Gather all lines from the material that contain the word "components".
──────
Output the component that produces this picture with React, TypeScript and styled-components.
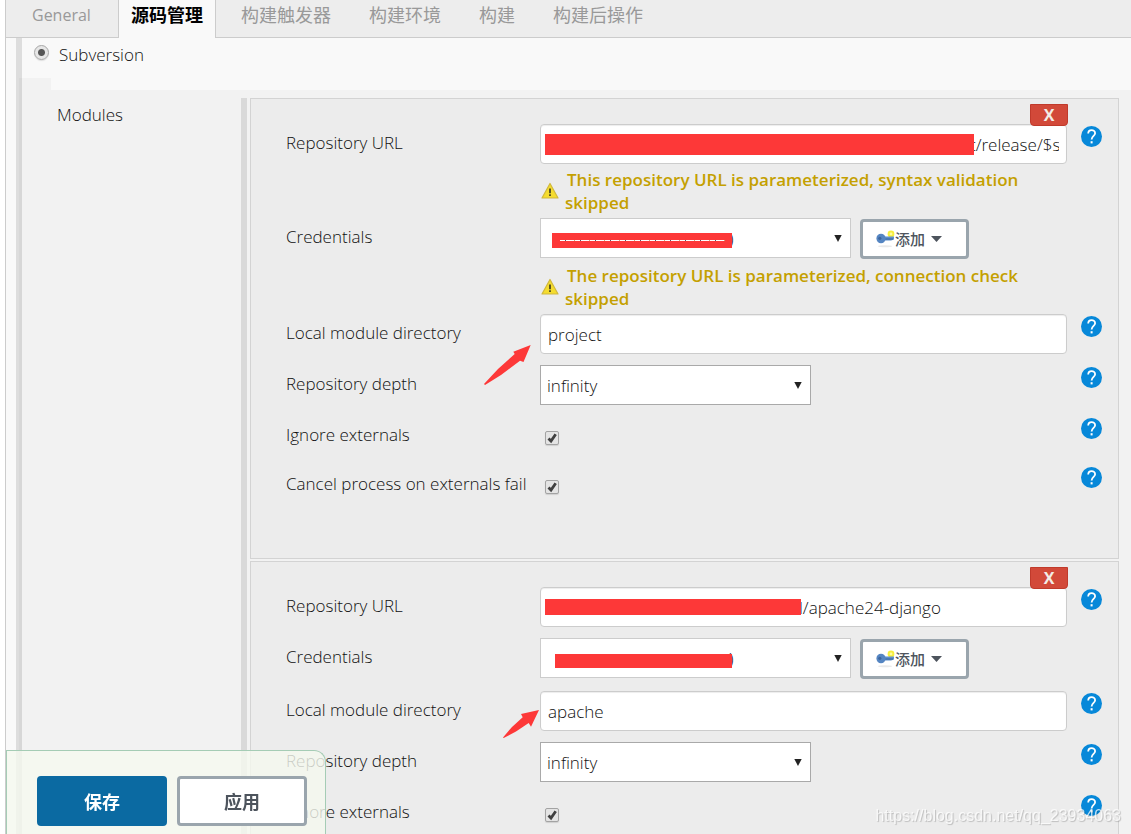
import React, { useId } from "react";
import styled, { createGlobalStyle } from "styled-components";

const sans = `"Open Sans", "Noto Sans CJK SC", sans-serif`;

const GlobalStyle = createGlobalStyle`
  *, *::before, *::after { box-sizing: border-box; }
  body {
    margin: 0;
    background: #fff;
    color: #111;
    font-family: ${sans};
    font-size: 17px;
    font-weight: 300;
    line-height: 23px;
  }
  input, select, button { font: inherit; color: inherit; margin: 0; }
`;

const Page = styled.div`
  height: 100vh;
  overflow: hidden;
  padding-left: 5px;
`;

const Shell = styled.div`
  border-left: 1px solid #ccc;
  background: #f9f9f9;
  min-height: 100vh;
`;

const TabBar = styled.nav`
  display: flex;
  height: 38px;
  padding-left: 7px;
  background: #ededed;
  border-bottom: 1px solid #ccc;
`;

const Tab = styled.a<{ $active?: boolean }>`
  height: 38px;
  padding: 4px ${(p) => (p.$active ? 12 : 19)}px 0;
  margin: ${(p) => (p.$active ? "0 6px 0 8px" : "0")};
  font-size: 18px;
  color: ${(p) => (p.$active ? "#000" : "#999")};
  font-weight: ${(p) => (p.$active ? 700 : 400)};
  background: ${(p) => (p.$active ? "#f9f9f9" : "transparent")};
  border: solid #ccc;
  border-width: ${(p) => (p.$active ? "0 1px" : "0")};
  text-decoration: none;
  white-space: nowrap;
  &:lang(en) { font-size: 16px; }
`;

const Body = styled.main`
  margin-left: 10px;
  border-left: 6px solid #ddd;
`;

const ScmChoice = styled.label`
  display: flex;
  gap: 10px;
  height: 40px;
  padding: 5px 0 0 12px;
`;

const Radio = styled.input`
  appearance: none;
  width: 15px;
  height: 15px;
  margin-top: 2px;
  border: 1px solid #a6a6a6;
  border-radius: 50%;
  background: radial-gradient(circle, #555 0 3px, #e6e6e6 4px);
  box-shadow: 0 1px 1px #ddd;
`;

const Nested = styled.section`
  margin-left: -3px;
  border-left: 3px solid #d7d7d7;
  background: #f2f2f2;
`;

const Notch = styled.div`
  height: 12px;
  margin-left: 29px;
  background: #f9f9f9;
`;

const Modules = styled.div`
  display: flex;
  padding: 8px 12px 0 0;
`;

const ModulesTitle = styled.h2`
  flex: 0 0 219px;
  margin: 0;
  padding: 5px 0 0 35px;
  font-size: 17px;
  font-weight: 300;
`;

const PanelList = styled.div`
  flex: 1;
  min-width: 0;
  display: flex;
  flex-direction: column;
  gap: 2px;
  padding-left: 3px;
  border-left: 6px solid #d9d9d9;
`;

const Panel = styled.div`
  position: relative;
  padding: 25px 16px 44px 35px;
  background: #ececec;
  border: 1px solid #d3d3d3;
`;

const DeleteButton = styled.button`
  position: absolute;
  z-index: 1;
  top: 5px;
  right: 50px;
  width: 38px;
  height: 22px;
  padding: 0;
  border: 1px solid #c03a2b;
  border-radius: 0 0 4px 4px;
  background: #d24939;
  color: #f3ece6;
  font-size: 16px;
  font-weight: 700;
  line-height: 20px;
`;

const FormRow = styled.div<{ $compact?: boolean }>`
  display: flex;
  align-items: flex-start;
  min-height: ${(p) => (p.$compact ? "49px" : "51px")};
`;

const RowLabel = styled.label`
  flex: 0 0 254px;
  line-height: 38px;
  white-space: nowrap;
`;

const Control = styled.div`
  position: relative;
  flex: 1;
  min-width: 0;
`;

const HelpSlot = styled.div`
  flex: 0 0 35px;
  padding: 2px 0 0 14px;
`;

const HelpButton = styled.button`
  display: block;
  width: 21px;
  height: 21px;
  padding: 0;
  border: 0;
  background: none;
  svg { display: block; }
`;

const TextInput = styled.input<{ $indent?: number }>`
  display: block;
  width: 100%;
  height: 40px;
  padding: 1px 7px 0 ${(p) => p.$indent ?? 7}px;
  border: 1px solid #ccc;
  border-radius: 4px;
  background: #fff;
  box-shadow: inset 0 1px 1px rgba(0, 0, 0, 0.075);
`;

const SelectWrap = styled.div<{ $width: number; $border: string }>`
  position: relative;
  flex: 0 0 auto;
  width: ${(p) => p.$width}px;
  height: 40px;
  border: 1px solid ${(p) => p.$border};
  background: #fff;
  svg {
    position: absolute;
    right: 8px;
    top: 16px;
    pointer-events: none;
  }
`;

const SelectBox = styled.select<{ $indent?: number }>`
  appearance: none;
  display: block;
  width: 100%;
  height: 38px;
  padding: 1px 20px 0 ${(p) => p.$indent ?? 6}px;
  border: 0;
  background: transparent;
`;

const Redaction = styled.span<{ $left: number; $top: number; $width: number; $height: number }>`
  position: absolute;
  left: ${(p) => p.$left}px;
  top: ${(p) => p.$top}px;
  width: ${(p) => p.$width}px;
  height: ${(p) => p.$height}px;
  background: #fd3838;
  pointer-events: none;
`;

const RedactionSlit = styled.span`
  position: absolute;
  left: 8px;
  right: 7px;
  top: 7px;
  height: 1px;
  background: repeating-linear-gradient(90deg, #fff 0 5px, #556 5px 6px, #fff 6px 14px, #c9a878 14px 15px);
`;

const CredentialLine = styled.div`
  display: flex;
  gap: 9px;
  height: 42px;
`;

const AddButton = styled.button`
  display: flex;
  align-items: center;
  width: 109px;
  height: 40px;
  margin-top: 1px;
  padding: 0 0 0 13px;
  border: 3px solid #9aa5ad;
  border-radius: 4px;
  background: #fff;
  color: #4d545d;
  font-size: 15px;
  font-weight: 500;
  svg:last-child { margin-left: 6px; }
`;

const Warning = styled.div`
  display: flex;
  gap: 6px;
  margin-top: 4px;
  padding-bottom: 4px;
  max-width: 500px;
  color: #c4a000;
  font-weight: 600;
  svg { flex: none; margin-top: 14px; }
  span { text-indent: 2px; }
`;

const Check = styled.input`
  appearance: none;
  display: block;
  width: 14px;
  height: 14px;
  margin: 15px 0 0 5px;
  border: 1px solid #a3a3a3;
  border-radius: 2px;
  box-shadow: 0 1px 1px #d0d0d0;
  background: #e4e4e4 url("data:image/svg+xml,%3Csvg xmlns='http://www.w3.org/2000/svg' viewBox='0 0 12 12'%3E%3Cpath d='M2.500 6.500L5 9l4.700-6.800' fill='none' stroke='%23404040' stroke-width='2.800'/%3E%3C/svg%3E");
`;

const Pointer = styled.svg<{ $left: number; $top: number }>`
  position: absolute;
  left: ${(p) => p.$left}px;
  top: ${(p) => p.$top}px;
`;

const ActionBar = styled.footer`
  position: fixed;
  z-index: 2;
  left: 6px;
  bottom: 0;
  display: flex;
  gap: 10px;
  padding: 25px 18px 8px 30px;
  border: 1px solid #a5ccb5;
  border-bottom: 0;
  border-radius: 0 12px 0 0;
  background: rgba(245, 249, 239, 0.8);
`;

const ActionButton = styled.button<{ $primary?: boolean }>`
  width: 130px;
  height: 50px;
  padding: 3px 0 0;
  border: 3px solid ${(p) => (p.$primary ? "#0b6aa2" : "#9aa5ad")};
  border-radius: 4px;
  background: ${(p) => (p.$primary ? "#0b6aa2" : "#fff")};
  color: ${(p) => (p.$primary ? "#fff" : "#4d545d")};
  font-size: 18px;
  font-weight: 700;
`;

const Watermark = styled.div`
  position: fixed;
  z-index: 3;
  right: 10px;
  bottom: 7px;
  color: rgba(255, 255, 255, 0.75);
  font-family: "Liberation Sans", sans-serif;
  font-size: 16px;
  font-weight: 400;
  text-shadow: 1px 1px 1px rgba(0, 0, 0, 0.2);
  pointer-events: none;
`;

function Help() {
  return (
    <HelpSlot>
      <HelpButton type="button" aria-label="Help">
        <svg width="21" height="21" viewBox="0 0 21 21">
          <circle cx="10.5" cy="10.5" r="10.5" fill="#0788d9" />
          <path d="M7.2 7.6C7.2 2.9 14.100 3.100 14.100 7.300C14.100 9.900 10.600 10 10.600 13.600" fill="none" stroke="#fff" strokeWidth="1.8" />
          <rect x="9.6" y="15.2" width="2" height="2.200" fill="#fff" />
        </svg>
      </HelpButton>
    </HelpSlot>
  );
}

function WarningNote({ children }: { children: React.ReactNode }) {
  return (
    <Warning role="status">
      <svg width="19" height="18" viewBox="0 0 19 18">
        <path d="M10 1.5L18 16H2Z" fill="#f5dc2e" stroke="#d0b83c" strokeWidth="1.2" strokeLinejoin="round" />
        <path d="M10 6.500V11.300M10 12.300V14" stroke="#4a4520" strokeWidth="1.800" />
      </svg>
      <span>{children}</span>
    </Warning>
  );
}

function Triangle() {
  return (
    <svg width="8" height="7" viewBox="0 0 8 7">
      <path d="M0.3 0H7.7L4 7Z" fill="#222" />
    </svg>
  );
}

function KeyIcon() {
  return (
    <svg width="19" height="18" viewBox="0 0 19 18">
      <ellipse cx="9" cy="16.2" rx="7" ry="1" fill="#e9e9e9" />
      <circle cx="15" cy="4" r="2.4" fill="#fffb9a" stroke="#f6ee3c" strokeWidth="2" />
      <path d="M8 6.5H18V9.5L15 10.500H8Z" fill="#5f8fca" />
      <path d="M8 9H17" stroke="#34629c" strokeWidth="1" />
      <ellipse cx="5" cy="8.5" rx="4.600" ry="4.800" fill="#5585c2" />
      <circle cx="3.8" cy="8.3" r="1.6" fill="#3c659c" />
    </svg>
  );
}

type ArrowProps = { left: number; top: number; width: number; height: number; shape: string };

function Arrow({ left, top, width, height, shape }: ArrowProps) {
  return (
    <Pointer $left={left} $top={top} width={width} height={height} viewBox={`0 0 ${width} ${height}`} aria-hidden="true">
      <path d={shape} fill="#fd3838" />
    </Pointer>
  );
}

const longArrow = "M46.7 0L39.5 17L36 15.7L17 30L1 40L0 39L14 24L30.7 9L29.3 6.7Z";
const shortArrow = "M36 1L28 17.700L25.700 14L13 22.500L0.700 29L0 28.400L9 18L19.700 8.300L18 5Z";

type Bar = { left: number; top: number; width: number; height: number };

const Masked = ({ bar, slit }: { bar: Bar; slit?: boolean }) => (
  <Redaction $left={bar.left} $top={bar.top} $width={bar.width} $height={bar.height}>
    {slit && <RedactionSlit />}
  </Redaction>
);

type ModuleProps = {
  url: string;
  urlIndent: number;
  urlBar: Bar;
  credentialBar: Bar;
  slit?: boolean;
  warnings?: [string, string];
  directory: string;
  arrow: ArrowProps;
  cancelOption?: boolean;
};

function Module(p: ModuleProps) {
  const id = useId();
  return (
    <Panel>
      <DeleteButton type="button">X</DeleteButton>
      <FormRow>
        <RowLabel htmlFor={id + "url"}>Repository URL</RowLabel>
        <Control>
          <TextInput id={id + "url"} defaultValue={p.url} $indent={p.urlIndent} />
          <Masked bar={p.urlBar} />
          {p.warnings && <WarningNote>{p.warnings[0]}</WarningNote>}
        </Control>
        <Help />
      </FormRow>
      <FormRow>
        <RowLabel htmlFor={id + "cred"}>Credentials</RowLabel>
        <Control>
          <CredentialLine>
            <SelectWrap $width={311} $border="#ccc">
              <SelectBox id={id + "cred"} $indent={188}>
                <option>)</option>
              </SelectBox>
              <Triangle />
            </SelectWrap>
            <AddButton type="button">
              <KeyIcon />
              添加
              <svg width="11" height="6" viewBox="0 0 11 6">
                <path d="M0 0H11L5.500 6Z" fill="#4d545d" />
              </svg>
            </AddButton>
          </CredentialLine>
          <Masked bar={p.credentialBar} slit={p.slit} />
          {p.warnings ? <WarningNote>{p.warnings[1]}</WarningNote> : <RowGap />}
        </Control>
        <HelpSlot />
      </FormRow>
      <FormRow>
        <RowLabel htmlFor={id + "dir"}>Local module directory</RowLabel>
        <Control>
          <TextInput id={id + "dir"} defaultValue={p.directory} />
          <Arrow {...p.arrow} />
        </Control>
        <Help />
      </FormRow>
      <FormRow>
        <RowLabel htmlFor={id + "depth"}>Repository depth</RowLabel>
        <Control>
          <SelectWrap $width={271} $border="#a9a9a9">
            <SelectBox id={id + "depth"}>
              <option>infinity</option>
            </SelectBox>
            <Triangle />
          </SelectWrap>
        </Control>
        <Help />
      </FormRow>
      <FormRow $compact>
        <RowLabel htmlFor={id + "ignore"}>Ignore externals</RowLabel>
        <Control>
          <Check type="checkbox" id={id + "ignore"} defaultChecked />
        </Control>
        <Help />
      </FormRow>
      {p.cancelOption && (
        <FormRow $compact>
          <RowLabel htmlFor={id + "cancel"}>Cancel process on externals fail</RowLabel>
          <Control>
            <Check type="checkbox" id={id + "cancel"} defaultChecked />
          </Control>
          <Help />
        </FormRow>
      )}
    </Panel>
  );
}

const RowGap = styled.div`
  height: 11px;
`;

const tabs = ["General", "源码管理", "构建触发器", "构建环境", "构建", "构建后操作"];

export default function App() {
  return (
    <Page>
      <GlobalStyle />
      <Shell>
        <TabBar>
          {tabs.map((t, i) => (
            <Tab key={t} href="#" lang={i === 0 ? "en" : "zh"} $active={i === 1}>
              {t}
            </Tab>
          ))}
        </TabBar>
        <Body>
          <ScmChoice>
            <Radio type="radio" name="scm" defaultChecked />
            Subversion
          </ScmChoice>
          <Nested>
            <Notch />
            <Modules>
              <ModulesTitle>Modules</ModulesTitle>
              <PanelList>
                <Module
                  url="t/release/$svn"
                  urlIndent={429}
                  urlBar={{ left: 5, top: 10, width: 429, height: 21 }}
                  credentialBar={{ left: 12, top: 15, width: 180, height: 15 }}
                  slit
                  warnings={[
                    "This repository URL is parameterized, syntax validation skipped",
                    "The repository URL is parameterized, connection check skipped",
                  ]}
                  directory="project"
                  arrow={{ left: -56, top: 31, width: 47, height: 40, shape: longArrow }}
                  cancelOption
                />
                <Module
                  url="l/apache24-django"
                  urlIndent={258}
                  urlBar={{ left: 5, top: 12, width: 256, height: 16 }}
                  credentialBar={{ left: 15, top: 16, width: 177, height: 14 }}
                  directory="apache"
                  arrow={{ left: -37, top: 18, width: 36, height: 29, shape: shortArrow }}
                />
              </PanelList>
            </Modules>
          </Nested>
        </Body>
      </Shell>
      <ActionBar>
        <ActionButton type="button" $primary>
          保存
        </ActionButton>
        <ActionButton type="button">应用</ActionButton>
      </ActionBar>
      <Watermark>https://blog.csdn.net/qq_23934063</Watermark>
    </Page>
  );
}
──────
* CORRECT ANSWER:
Output the component that produces this picture with React, TypeScript and styled-components.
import styled, { createGlobalStyle } from "styled-components";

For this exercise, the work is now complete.